Radiation View Factors - Perpendicular Plates

The first of the four worksheets finds the view factor for perpendicular plates with a common edge (from the well-known analytical solution) and draws an isometric view of them on the screen. The user inputs the length of the common edge as well as the second dimension of the two plates.

Radiation View Factors - Coaxial Disks

The viewfactor for coaxial, parallel disks is computed from the analytical solution and then they are drawn to scale on the screen. The user inputs the radii of the two disks (emitter and receiver) and the separation distance.

Radiation View Factors - Coaxial Cylinders

View factors for finite-length, coaxial cylinders are computed using a combination of analytical solutions and view factor algebra. The user inputs the radii of the two cylinders and their length. All nine relevant view factors and a scale drawing are returned.

Radiation View Factors - Parallel Rectangles

On the fourth worksheet the view factor for parallel, aligned plates is computed from the analytical solution. The user inputs the length and width of the two rectangles and their separation distance. The view factor and a scale drawing are returned.

Radiation View Factors – Nusselt Unit Sphere Method for Arbitrarily-Oriented Rectangles

The Nusselt Unit Sphere method was developed by Wilhelm Nusselt (for whom the Nusselt number is named) as an experimental method.  His technique was converted to a computational algorithm by a NASA contractor.  See below.

The implementation included in the View Factor Spreadsheet is limited to two arbitrarily-oriented rectangles, but could be extended to other geometries.   The user enters coordinates defining the parallelograms and the algorithm returns the view factor.  A plot of the input geometry allows the user to check his/her inputs.

References:

Howell, J.R., A Catalog of Radiation Heat Transfer Configuration Factors

Modest, M.F., Radiative Heat Transfer, 2nd Ed., McGraw-Hill, 2003.

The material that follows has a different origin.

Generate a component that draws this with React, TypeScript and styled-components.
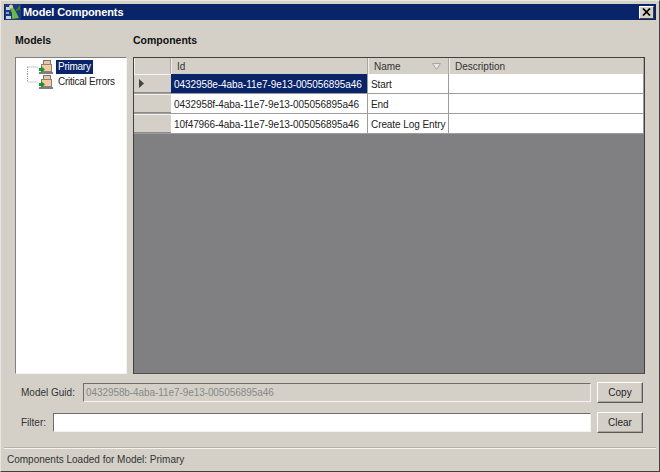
import React from "react";
import styled, { createGlobalStyle } from "styled-components";

const GlobalStyle = createGlobalStyle`
  html, body { margin: 0; padding: 0; background: #d4d0c8; }
  body { font-family: "Liberation Sans", Arial, sans-serif; font-size: 10px; color: #1a1a1a; }
`;

const Window = styled.div`
  width: 660px;
  height: 472px;
  box-sizing: border-box;
  display: flex;
  flex-direction: column;
  background: #d4d0c8;
  border-style: solid;
  border-width: 1px;
  border-color: #e8e6e0 #404040 #404040 #e8e6e0;
  padding: 3px 3px 2px 3px;
`;

const TitleBar = styled.div`
  height: 16px;
  flex: none;
  display: flex;
  align-items: center;
  background: #0a246a;
  padding: 0 2px 0 1px;
  gap: 2px;
`;

const TitleText = styled.span`
  flex: 1;
  color: #fff;
  font-weight: bold;
  font-size: 11px;
  letter-spacing: -0.1px;
`;

const CloseButton = styled.div`
  width: 15px;
  height: 13px;
  display: flex;
  align-items: center;
  justify-content: center;
  background: #d4d0c8;
  border-style: solid;
  border-width: 1px;
  border-color: #fff #404040 #404040 #fff;
  box-sizing: border-box;
`;

const Body = styled.div`
  flex: 1;
  display: flex;
  flex-direction: column;
  padding: 13px 11px 0 11px;
`;

const Panes = styled.div`
  display: flex;
  gap: 6px;
`;

const TreePane = styled.div`
  width: 112px;
  display: flex;
  flex-direction: column;
`;

const GridPane = styled.div`
  width: 512px;
  display: flex;
  flex-direction: column;
`;

const PaneLabel = styled.div`
  height: 24px;
  font-weight: bold;
  font-size: 10.5px;
  line-height: 14px;
  color: #111;
`;

const TreeBox = styled.div`
  height: 317px;
  box-sizing: border-box;
  background: #fff;
  border-style: solid;
  border-width: 1px;
  border-color: #808080 #f4f3ef #f4f3ef #808080;
  padding: 1px 0 0 11px;
`;

const TreeRow = styled.div`
  height: 15px;
  display: flex;
  align-items: center;
  position: relative;
  padding-left: 11px;
`;

const Connector = styled.svg`
  position: absolute;
  left: 0;
  top: 0;
`;

const NodeLabel = styled.span<{ $selected?: boolean }>`
  margin-left: 3px;
  padding: 0 2px;
  line-height: 14px;
  letter-spacing: -0.25px;
  color: ${(p) => (p.$selected ? "#fff" : "#222")};
  background: ${(p) => (p.$selected ? "#0a246a" : "transparent")};
`;

const GridBox = styled.div`
  height: 317px;
  box-sizing: border-box;
  background: #807f82;
  border-style: solid;
  border-width: 1px;
  border-color: #404040 #404040 #505050 #404040;
  display: flex;
  flex-direction: column;
`;

const Columns = "37px 197px 81px 1fr";

const HeaderRow = styled.div`
  height: 16px;
  flex: none;
  display: grid;
  grid-template-columns: ${Columns};
  background: #d4d0c8;
`;

const HeaderCell = styled.div`
  box-sizing: border-box;
  display: flex;
  align-items: center;
  justify-content: space-between;
  padding: 0 7px 0 5px;
  color: #333;
  border-right: 1px solid #a8a69f;
  border-left: 1px solid #f0efeb;
`;

const Row = styled.div`
  height: 19px;
  flex: none;
  display: grid;
  grid-template-columns: ${Columns};
  background: #fff;
  border-bottom: 1px solid #9c9c9c;
  box-sizing: content-box;
`;

const RowHeader = styled.div`
  display: flex;
  align-items: center;
  padding-left: 5px;
  background: #d4d0c8;
  border-top: 1px solid #f4f3ef;
  border-bottom: 1px solid #8e8c86;
  box-sizing: border-box;
`;

const Cell = styled.div<{ $selected?: boolean }>`
  display: flex;
  align-items: center;
  padding: 1px 0 0 3px;
  white-space: nowrap;
  overflow: hidden;
  letter-spacing: -0.08px;
  color: ${(p) => (p.$selected ? "#fff" : "#222")};
  background: ${(p) => (p.$selected ? "#0a246a" : "#fff")};
  border-right: 1px solid #9c9c9c;
  box-sizing: border-box;
`;

const FieldRow = styled.div<{ $top: number }>`
  display: flex;
  align-items: center;
  margin-top: ${(p) => p.$top}px;
  padding-left: 6px;
`;

const FieldLabel = styled.label<{ $width: number }>`
  width: ${(p) => p.$width}px;
  flex: none;
  color: #333;
`;

const TextField = styled.div<{ $disabled?: boolean }>`
  flex: 1;
  height: 19px;
  box-sizing: border-box;
  display: flex;
  align-items: center;
  padding-left: 2px;
  letter-spacing: -0.08px;
  color: #8a8985;
  background: ${(p) => (p.$disabled ? "#d4d0c8" : "#fff")};
  border-style: solid;
  border-width: 1px;
  border-color: #6e6d69 #f4f3ef #f4f3ef #6e6d69;
`;

const Button = styled.div`
  width: 46px;
  height: 21px;
  flex: none;
  margin: 0 2px 0 6px;
  box-sizing: border-box;
  display: flex;
  align-items: center;
  justify-content: center;
  color: #222;
  background: #d4d0c8;
  border-style: solid;
  border-width: 1px;
  border-color: #fff #5a5a5a #5a5a5a #fff;
  box-shadow: inset -1px -1px 0 #a8a69f;
`;

const StatusBar = styled.div`
  height: 21px;
  flex: none;
  box-sizing: border-box;
  display: flex;
  align-items: center;
  padding: 1px 0 0 3px;
  color: #333;
  border-top: 1px solid #f4f3ef;
  box-shadow: 0 -1px 0 #b5b3ac;
`;

function AppIcon() {
  return (
    <svg width="16" height="16" viewBox="0 0 16 16">
      <rect x="0" y="0" width="16" height="16" fill="#1c3a80" />
      <rect x="1" y="3" width="4" height="3" fill="#c8d0d8" />
      <rect x="1" y="8" width="3" height="2" fill="#8fa4c0" />
      <rect x="1" y="12" width="5" height="3" fill="#c8d0d8" />
      <path d="M4 3 L8 3 L11 8 L14 14 L7 15 L7 9 Z" fill="#6ab845" />
      <circle cx="6" cy="2.5" r="2" fill="#e0c8a0" />
      <path d="M10 7 L15 1 L15 6 Z" fill="#3f7a2c" />
    </svg>
  );
}

function CloseGlyph() {
  return (
    <svg width="9" height="8" viewBox="0 0 9 8">
      <path d="M1 0.5 L8 7.5 M8 0.5 L1 7.5" stroke="#000" strokeWidth="1.7" fill="none" />
    </svg>
  );
}

function ModelIcon() {
  return (
    <svg width="15" height="14" viewBox="0 0 15 14" style={{ flex: "none" }}>
      <rect x="5.5" y="0.5" width="7" height="5" fill="#eec4a2" stroke="#6f7a70" />
      <rect x="3.5" y="4.5" width="10" height="7" fill="#f6c9a4" stroke="#8c8078" />
      <rect x="1" y="12" width="14" height="2" fill="#7e7e7e" />
      <path d="M3 6 L7 9.5 L3 13 Z" fill="#119a2a" />
      <rect x="1" y="8" width="3" height="3" fill="#119a2a" />
    </svg>
  );
}

const rows = [
  { id: "0432958e-4aba-11e7-9e13-005056895a46", name: "Start", current: true },
  { id: "0432958f-4aba-11e7-9e13-005056895a46", name: "End" },
  { id: "10f47966-4aba-11e7-9e13-005056895a46", name: "Create Log Entry" },
];

export default function App() {
  return (
    <Window>
      <GlobalStyle />
      <TitleBar>
        <AppIcon />
        <TitleText>Model Components</TitleText>
        <CloseButton>
          <CloseGlyph />
        </CloseButton>
      </TitleBar>
      <Body>
        <Panes>
          <TreePane>
            <PaneLabel>Models</PaneLabel>
            <TreeBox>
              <TreeRow>
                <Connector width="12" height="15">
                  <path d="M0.5 8 H11 M0.5 8 V15" stroke="#999" strokeDasharray="1 1" fill="none" />
                </Connector>
                <ModelIcon />
                <NodeLabel $selected>Primary</NodeLabel>
              </TreeRow>
              <TreeRow>
                <Connector width="12" height="15">
                  <path d="M0.5 0 V8 H11" stroke="#999" strokeDasharray="1 1" fill="none" />
                </Connector>
                <ModelIcon />
                <NodeLabel>Critical Errors</NodeLabel>
              </TreeRow>
            </TreeBox>
          </TreePane>
          <GridPane>
            <PaneLabel>Components</PaneLabel>
            <GridBox>
              <HeaderRow>
                <HeaderCell />
                <HeaderCell>Id</HeaderCell>
                <HeaderCell>
                  Name
                  <svg width="9" height="7" viewBox="0 0 9 7">
                    <path d="M0.5 0.5 H8.5 L4.5 6.5 Z" fill="#e8e6e0" stroke="#a8a69f" />
                  </svg>
                </HeaderCell>
                <HeaderCell>Description</HeaderCell>
              </HeaderRow>
              {rows.map((row) => (
                <Row key={row.id}>
                  <RowHeader>
                    {row.current && (
                      <svg width="6" height="9" viewBox="0 0 6 9">
                        <path d="M0 0 L5 4.5 L0 9 Z" fill="#444" />
                      </svg>
                    )}
                  </RowHeader>
                  <Cell $selected={row.current}>{row.id}</Cell>
                  <Cell>{row.name}</Cell>
                  <Cell />
                </Row>
              ))}
            </GridBox>
          </GridPane>
        </Panes>
        <FieldRow $top={8}>
          <FieldLabel $width={62}>Model Guid:</FieldLabel>
          <TextField $disabled>0432958b-4aba-11e7-9e13-005056895a46</TextField>
          <Button>Copy</Button>
        </FieldRow>
        <FieldRow $top={9}>
          <FieldLabel $width={32}>Filter:</FieldLabel>
          <TextField />
          <Button>Clear</Button>
        </FieldRow>
      </Body>
      <StatusBar>Components Loaded for Model: Primary</StatusBar>
    </Window>
  );
}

This spreadsheet provides a systematic template for solving radiative exchange problems involving up to 20 diffuse-gray surfaces.    Spaces are set up for surface radiative properties (area, emissivity) and for view factors connecting all pairs of surfaces.    Surface and spatial radiative resistances are computed from the input, the coefficients of the equations for Radiosity are compiled and the equations solved.    A six-surface example is provided and the spreadsheet automatically sets up and solves the required equations for as many as 20 diffuse-gray surfaces.   Complete derivations of the Radiosity method for black and gray surfaces are provided and a schematic of the equivalent dc circuit is generated.